Sri Lanka: The use of violence by the radical Buddhist group Bodu Bala Sena (Buddhist Power Force) to lower Muslim voter turnout and solidify the current government's support base is a major concern, according to a new report from International Crisis Group looking at the risks and opportunities presented by the country's upcoming presidential election.
Myanmar: In a week that has seen the Myanmar government proposing new discriminatory laws on religion, all eyes are on the 2015 elections. Hunter Marston looks ahead to what he sees as an opportiunity to finally resolve the grievances of minority groups in the country.
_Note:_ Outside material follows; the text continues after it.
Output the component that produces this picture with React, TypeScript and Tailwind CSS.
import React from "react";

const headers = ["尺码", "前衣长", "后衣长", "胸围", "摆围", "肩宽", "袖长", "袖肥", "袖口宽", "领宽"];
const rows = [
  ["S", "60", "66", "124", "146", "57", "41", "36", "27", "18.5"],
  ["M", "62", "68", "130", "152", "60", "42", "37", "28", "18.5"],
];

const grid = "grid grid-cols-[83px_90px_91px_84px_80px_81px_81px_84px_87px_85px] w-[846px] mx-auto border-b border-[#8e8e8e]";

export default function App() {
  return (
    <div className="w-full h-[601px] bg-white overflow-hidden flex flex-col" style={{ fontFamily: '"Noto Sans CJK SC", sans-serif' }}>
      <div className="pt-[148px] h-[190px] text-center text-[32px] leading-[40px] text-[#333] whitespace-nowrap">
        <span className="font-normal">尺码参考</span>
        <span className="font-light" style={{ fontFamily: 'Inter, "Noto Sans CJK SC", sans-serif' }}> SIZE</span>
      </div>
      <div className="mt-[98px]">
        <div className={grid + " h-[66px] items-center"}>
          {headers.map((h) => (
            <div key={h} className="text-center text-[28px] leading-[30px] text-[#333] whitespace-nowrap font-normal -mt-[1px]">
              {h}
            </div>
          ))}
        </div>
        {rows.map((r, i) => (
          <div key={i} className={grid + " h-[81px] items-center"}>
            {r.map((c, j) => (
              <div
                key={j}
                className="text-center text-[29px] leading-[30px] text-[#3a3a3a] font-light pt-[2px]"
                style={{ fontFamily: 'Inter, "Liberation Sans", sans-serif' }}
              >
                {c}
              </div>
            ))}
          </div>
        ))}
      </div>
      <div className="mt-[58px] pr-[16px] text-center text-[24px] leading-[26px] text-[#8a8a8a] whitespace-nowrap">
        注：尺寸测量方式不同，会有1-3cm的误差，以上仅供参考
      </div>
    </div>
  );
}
Thailand: As talks resume with Malaysia over the conflict in Thailand's south, Patrick Winn reports from Sungai Golo, a city plagued by numerous attacks each year from insurgents, but where partygoers, the majority of them from Malaysia, continue to defy the violence and take part in what the jihadis call "very un-Islamic activities."
Jihadism: An investigation by King's College, London and the BBC finds that jihadi attacks dominated by five groups - ISIS, Boko Haram, the Taliban, al-Qaeda in the Arabian Peninsula and al-Shabaab - killed more than 5,000 people in November 2014. Eighty per cent of these deaths were in just four countries: Iraq, Nigeria, Syria and Afghanistan. The recently published 2014 Global Terrorism Index found similar results.
Human Rights: Human Rights Day is celebrated each year on 10 December. To mark the occasion, a report from the Centre on Religion & Geopolitics highlights the religious aspects in the Universal Declaration of Human Rights.
Extremist Narratives: A new report from the CPDSI looks at the appeal of extremist discourses for young people in France from a variety of backgrounds. A report from the Centre on Religion & Geopolitics brings out the key findings.
US: The findings of the Senate Intelligence Committee's investigation into the CIA's post-9/11 intelligence programme make for disturbing reading. Reactions to the report include the belief that the CIA's actions represent a grave undermining of America's committment to freedom and the assertion that the CIA has been unfairly victimised, as John Hudson reports.